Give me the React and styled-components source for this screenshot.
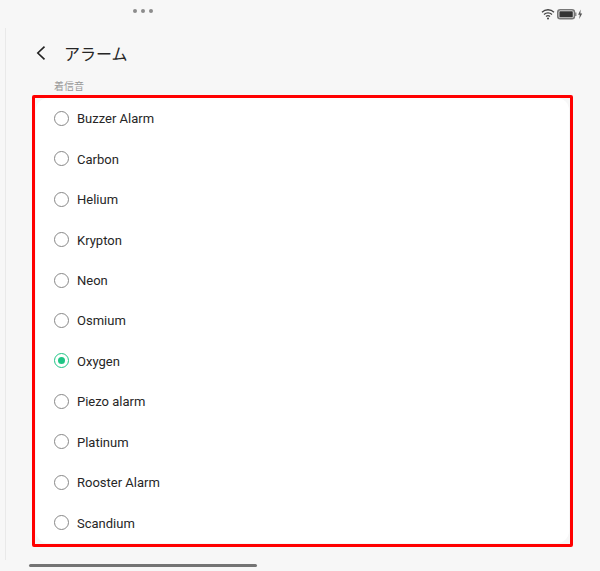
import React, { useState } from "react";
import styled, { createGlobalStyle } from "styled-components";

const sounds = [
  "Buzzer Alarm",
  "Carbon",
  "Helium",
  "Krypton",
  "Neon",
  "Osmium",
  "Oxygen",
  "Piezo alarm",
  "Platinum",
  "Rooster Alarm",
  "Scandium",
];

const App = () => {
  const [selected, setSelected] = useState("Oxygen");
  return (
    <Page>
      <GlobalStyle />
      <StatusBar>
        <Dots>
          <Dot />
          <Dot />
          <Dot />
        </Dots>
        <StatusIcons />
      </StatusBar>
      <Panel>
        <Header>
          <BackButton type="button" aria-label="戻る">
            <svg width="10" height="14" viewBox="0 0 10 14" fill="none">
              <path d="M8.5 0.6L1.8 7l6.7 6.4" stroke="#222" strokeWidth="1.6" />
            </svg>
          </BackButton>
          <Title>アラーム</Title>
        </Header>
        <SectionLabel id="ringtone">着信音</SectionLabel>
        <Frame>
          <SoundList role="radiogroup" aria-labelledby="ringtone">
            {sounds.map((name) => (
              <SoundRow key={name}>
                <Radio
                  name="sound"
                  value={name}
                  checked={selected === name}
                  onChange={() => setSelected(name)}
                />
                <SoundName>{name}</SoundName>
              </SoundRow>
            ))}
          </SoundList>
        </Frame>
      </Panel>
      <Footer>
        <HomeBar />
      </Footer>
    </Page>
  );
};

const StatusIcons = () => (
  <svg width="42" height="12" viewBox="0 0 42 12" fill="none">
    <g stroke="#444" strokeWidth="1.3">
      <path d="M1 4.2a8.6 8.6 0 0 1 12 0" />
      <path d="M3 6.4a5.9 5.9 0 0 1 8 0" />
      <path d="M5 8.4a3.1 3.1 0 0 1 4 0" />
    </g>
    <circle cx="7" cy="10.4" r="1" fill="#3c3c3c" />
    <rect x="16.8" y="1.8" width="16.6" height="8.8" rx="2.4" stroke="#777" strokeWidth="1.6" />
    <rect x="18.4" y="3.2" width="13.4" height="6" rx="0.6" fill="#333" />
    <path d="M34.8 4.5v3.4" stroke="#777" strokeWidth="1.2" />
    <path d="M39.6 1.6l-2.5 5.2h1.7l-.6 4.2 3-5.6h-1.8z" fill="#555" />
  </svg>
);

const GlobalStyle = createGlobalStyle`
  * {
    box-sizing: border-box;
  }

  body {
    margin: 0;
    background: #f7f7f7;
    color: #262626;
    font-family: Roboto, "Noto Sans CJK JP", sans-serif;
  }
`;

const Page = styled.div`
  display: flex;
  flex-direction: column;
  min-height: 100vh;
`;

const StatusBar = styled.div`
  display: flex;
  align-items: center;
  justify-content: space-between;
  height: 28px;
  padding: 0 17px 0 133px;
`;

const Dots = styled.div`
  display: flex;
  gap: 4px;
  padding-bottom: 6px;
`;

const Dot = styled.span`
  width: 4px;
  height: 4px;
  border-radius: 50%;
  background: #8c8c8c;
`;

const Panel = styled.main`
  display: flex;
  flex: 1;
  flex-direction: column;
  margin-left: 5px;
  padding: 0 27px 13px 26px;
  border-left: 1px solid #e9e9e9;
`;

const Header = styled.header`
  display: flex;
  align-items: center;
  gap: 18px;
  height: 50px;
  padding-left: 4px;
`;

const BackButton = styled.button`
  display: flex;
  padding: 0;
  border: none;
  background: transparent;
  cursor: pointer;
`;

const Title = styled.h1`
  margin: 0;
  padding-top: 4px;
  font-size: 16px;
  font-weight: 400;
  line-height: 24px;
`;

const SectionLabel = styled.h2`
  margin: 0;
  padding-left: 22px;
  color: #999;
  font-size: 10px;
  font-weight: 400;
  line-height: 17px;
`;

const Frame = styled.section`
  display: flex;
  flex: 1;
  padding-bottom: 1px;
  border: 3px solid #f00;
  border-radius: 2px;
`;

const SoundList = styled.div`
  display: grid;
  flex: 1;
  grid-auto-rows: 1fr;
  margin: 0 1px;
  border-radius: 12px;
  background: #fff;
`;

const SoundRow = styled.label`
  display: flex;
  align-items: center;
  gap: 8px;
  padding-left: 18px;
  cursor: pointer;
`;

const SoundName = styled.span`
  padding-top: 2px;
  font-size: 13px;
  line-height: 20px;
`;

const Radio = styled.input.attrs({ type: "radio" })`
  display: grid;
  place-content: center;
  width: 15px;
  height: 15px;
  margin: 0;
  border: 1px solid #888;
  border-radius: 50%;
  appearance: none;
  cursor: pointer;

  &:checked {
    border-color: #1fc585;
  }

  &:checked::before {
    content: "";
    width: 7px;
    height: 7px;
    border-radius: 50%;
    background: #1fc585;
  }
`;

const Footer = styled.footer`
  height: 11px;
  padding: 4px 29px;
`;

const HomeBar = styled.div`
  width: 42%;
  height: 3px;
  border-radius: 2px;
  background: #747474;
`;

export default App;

** EXERCISE **
State the number of lines in this listing that contain the string "React", and add nothing else.

** OUTPUT FOR THIS TASK **
2